Le Jardin des princesses

Le Jardin des princesses
Revue des Deux Mondes6e période, tome 37 (p. 842-847).
LE JARDIN DES PRINCESSES


Alger, mai 1914.

Dans le quartier mystérieux de la vieille ville mauresque que je croyais si bien connaître, j’ai fait une découverte… Un jardin ! Le jardin des Princesses !

Pour quiconque a seulement parcouru la Kasbah, c’est bien le lieu du monde où l’on s’attend le moins à rencontrer un jardin. Que dis-je ? Un bouquet d’arbres, un pied de verdure y semblerait paradoxal. Et pourtant il y a des arbres à la Kasbah, mais si bien cachés derrière les hauts murs enduits de chaux blanche des mosquées et des petites chapelles funéraires que le Roumi qui passe, en quête de costumes et d’architectures exotiques, en croit à peine ses yeux, lorsqu’il les voit.

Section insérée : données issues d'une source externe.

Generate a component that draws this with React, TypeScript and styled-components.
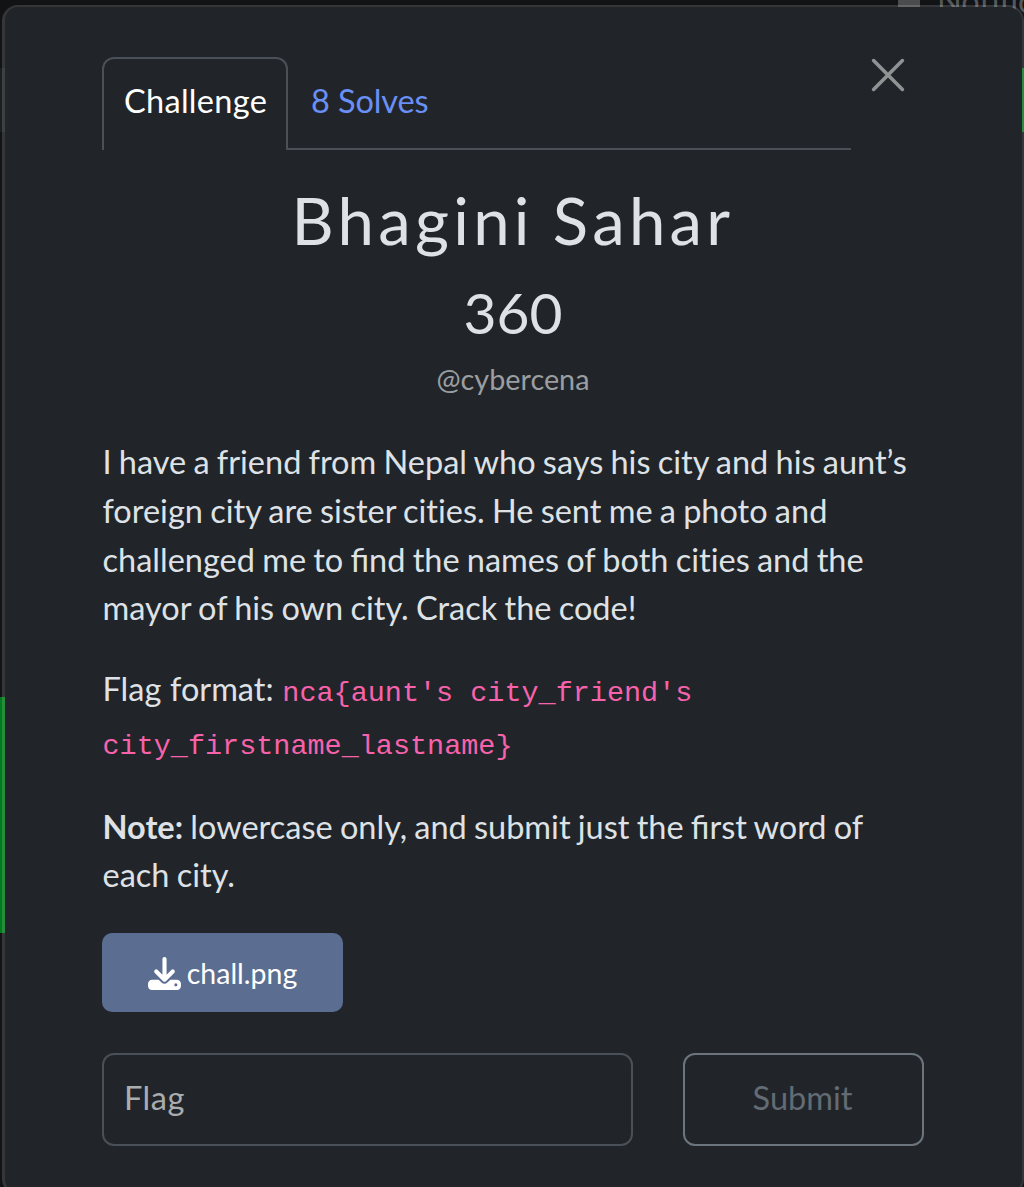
import React from "react";
import styled, { createGlobalStyle } from "styled-components";
import { FaDownload } from "react-icons/fa6";

const GlobalStyle = createGlobalStyle`
  *, *::before, *::after { box-sizing: border-box; }
  body {
    margin: 0;
    background: #111315;
    color: #dee2e6;
    font-family: Lato, "Noto Sans", sans-serif;
    font-size: 32.5px;
    line-height: 1.5;
  }
`;

const Page = styled.div`
  position: relative;
  width: 1024px;
  height: 1187px;
  overflow: hidden;
  padding: 5px 0 0 2px;
`;

const Tile = styled.div<{ $x: number; $y: number; $w: number; $h: number; $color: string }>`
  position: absolute;
  left: ${(p) => p.$x}px;
  top: ${(p) => p.$y}px;
  width: ${(p) => p.$w}px;
  height: ${(p) => p.$h}px;
  background: ${(p) => p.$color};
`;

const NavLabel = styled.div`
  position: absolute;
  left: 937px;
  top: -19px;
  color: #55585b;
  font-size: 32.5px;
  line-height: 40px;
  white-space: nowrap;
`;

const Modal = styled.section`
  position: relative;
  display: flex;
  flex-direction: column;
  width: 1022px;
  height: 1190px;
  padding: 50px 98px 0 97px;
  background: #212529;
  background-clip: padding-box;
  border: 2px solid rgba(255, 255, 255, 0.15);
  border-left-width: 3px;
  border-radius: 16px;
`;

const Header = styled.header`
  display: flex;
  justify-content: space-between;
  height: 93px;
`;

const Tabs = styled.nav`
  display: flex;
  width: 749px;
  height: 93px;
  border-bottom: 2px solid #495057;
`;

const Tab = styled.button<{ $active?: boolean }>`
  height: 93px;
  padding: 0 ${(p) => (p.$active ? 19 : 21)}px 6px;
  font: inherit;
  letter-spacing: ${(p) => (p.$active ? 0.3 : -0.1)}px;
  text-indent: ${(p) => (p.$active ? 1 : 0)}px;
  white-space: nowrap;
  background: ${(p) => (p.$active ? "#212529" : "transparent")};
  color: ${(p) => (p.$active ? "#fff" : "#6a8ff5")};
  border: 2px solid ${(p) => (p.$active ? "#495057" : "transparent")};
  border-bottom: 0;
  border-radius: 12px 12px 0 0;
  width: ${(p) => (p.$active ? "186px" : "auto")};
`;

const Close = styled.button`
  width: 34px;
  height: 34px;
  margin: 1px 19px 0 0;
  padding: 0;
  border: 0;
  background: none;
  color: #909294;
  svg { display: block; }
`;

const Title = styled.h2`
  margin: 31px 0 0;
  font-size: 65.3px;
  font-weight: 400;
  line-height: 78px;
  letter-spacing: 4.3px;
  word-spacing: -2px;
  text-align: center;
`;

const Points = styled.h3`
  margin: 19px 0 0;
  font-size: 56.9px;
  font-weight: 400;
  line-height: 68px;
  text-align: center;
`;

const Author = styled.small`
  display: block;
  margin-top: 12px;
  font-size: 28.8px;
  line-height: 42px;
  color: #9a9ea1;
  text-align: center;
`;

const Description = styled.div`
  margin: 38px 0 1px;
  padding-left: 0.5px;
  word-spacing: -1.1px;
`;

const Text = styled.p`
  margin: 0 0 32px;
  line-height: 48.75px;
`;

const FormatText = styled(Text)`
  word-spacing: 0.4px;
`;

const Plain = styled.span`
  font-variant-ligatures: none;
`;

const Code = styled.code`
  font-family: "Liberation Mono", monospace;
  font-size: 28.48px;
  line-height: 46.75px;
  word-spacing: 0;
  color: #f762ab;
`;

const Download = styled.a`
  display: flex;
  align-items: center;
  justify-content: center;
  gap: 6px;
  width: 241px;
  height: 79px;
  padding-top: 1px;
  flex-shrink: 0;
  border-radius: 10px;
  background: #5b6e91;
  color: #fff;
  font-size: 28.5px;
  line-height: 42px;
`;

const Form = styled.form`
  display: flex;
  gap: 50px;
  margin-top: 41px;
`;

const FlagInput = styled.input`
  width: 531px;
  height: 93px;
  padding: 0 20px 4px;
  background: #212529;
  border: 2px solid #495057;
  border-radius: 12px;
  color: #dee2e6;
  font: inherit;
  letter-spacing: 0.5px;
  &::placeholder { color: #a9adb0; opacity: 1; }
`;

const Submit = styled.button`
  width: 241px;
  height: 93px;
  padding: 0 2px 3px 0;
  background: transparent;
  border: 2px solid #6c757d;
  border-radius: 12px;
  color: #636b74;
  font: inherit;
`;

export default function App() {
  return (
    <Page>
      <GlobalStyle />
      <Tile $x={0} $y={68} $w={5} $h={64} $color="#1b1f22" />
      <Tile $x={0} $y={697} $w={5} $h={236} $color="#007a1e" />
      <Tile $x={1020} $y={68} $w={4} $h={64} $color="#007a1e" />
      <Tile $x={898} $y={0} $w={22} $h={7} $color="#4a4c4e" />
      <NavLabel>Notifications</NavLabel>
      <Modal>
        <Header>
          <Tabs>
            <Tab $active>Challenge</Tab>
            <Tab>8 Solves</Tab>
          </Tabs>
          <Close aria-label="Close">
            <svg width="34" height="34" viewBox="0 0 34 34" fill="none" stroke="currentColor" strokeWidth="3.6" strokeLinecap="round">
              <path d="M2.600 2.600 31.400 31.400M31.400 2.600 2.600 31.400" />
            </svg>
          </Close>
        </Header>
        <Title>Bhagini Sahar</Title>
        <Points>360</Points>
        <Author>@cybercena</Author>
        <Description>
          <Text>
            I have a friend from Nepal who says his city and his aunt’s foreign city are sister <Plain>cities</Plain>. He
            sent me a photo and challenged me to find the names of both <Plain>cities</Plain> and the mayor of his own
            city. Crack the code!
          </Text>
          <FormatText>
            Flag format: <Code>nca{"{"}aunt's city_friend's city_firstname_lastname{"}"}</Code>
          </FormatText>
          <Text>
            <b>Note:</b> lowercase only, and submit just the first word of each city.
          </Text>
        </Description>
        <Download>
          <FaDownload size={33} />
          chall.png
        </Download>
        <Form>
          <FlagInput placeholder="Flag" />
          <Submit type="button">Submit</Submit>
        </Form>
      </Modal>
    </Page>
  );
}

A ceux qui l’aiment, le vieil Alger ménage beaucoup de surprises comme celle-là. Je le dis bien haut, parce qu’on l’ignore trop en France, parce qu’on y est injuste pour notre Afrique : il n’y a rien de pareil dans tout l’Orient. Tunis même n’offre rien d’aussi franc, d’aussi nettement caractéristique. Les mœurs indigènes y sont déjà contaminées par l’influence orientale. On y sent le bariolage levantin. Que dire, après cela, de Constantinople, de Smyrne, de Beyrouth, du Caire ! Pour la beauté du costume, la fierté des types humains, l’absence de servilité et de parasitisme, Alger est cent fois au-dessus de toutes ces villes trop vantées.

Or, dans l’Alger de l’ancien temps, la Kasbah est une ville à part. C’est un monde fermé, un vieux coin d’Islam plein de secrets, difficiles à pénétrer, non seulement pour le passant distrait, mais pour le dilettante épris de vie arabe. Merveilleusement défendu contre les curiosités profanes, le jardin des Princesses est comme le cœur tragique et silencieux de ce pays étrange et si farouchement clos.


Pour mieux en sentir le charme triste, il faut avoir erré longuement, amoureusement dans tout ce réseau de ruelles ombreuses ou violemment ensoleillées qui l’entourent. Je ne connais pas de promenade plus amusante, plus fertile en spectacles colorés et imprévus. D’abord, le nom seul des rues vous met l’imagination en fête. Quel est l’officier de bureau arabe, le rond-de-cuir désœuvré et romantique, qui, au temps de la conquête, inventa ces noms extraordinaires ? Il mériterait assurément de donner le sien à quelque boulevard de l’Alger moderne.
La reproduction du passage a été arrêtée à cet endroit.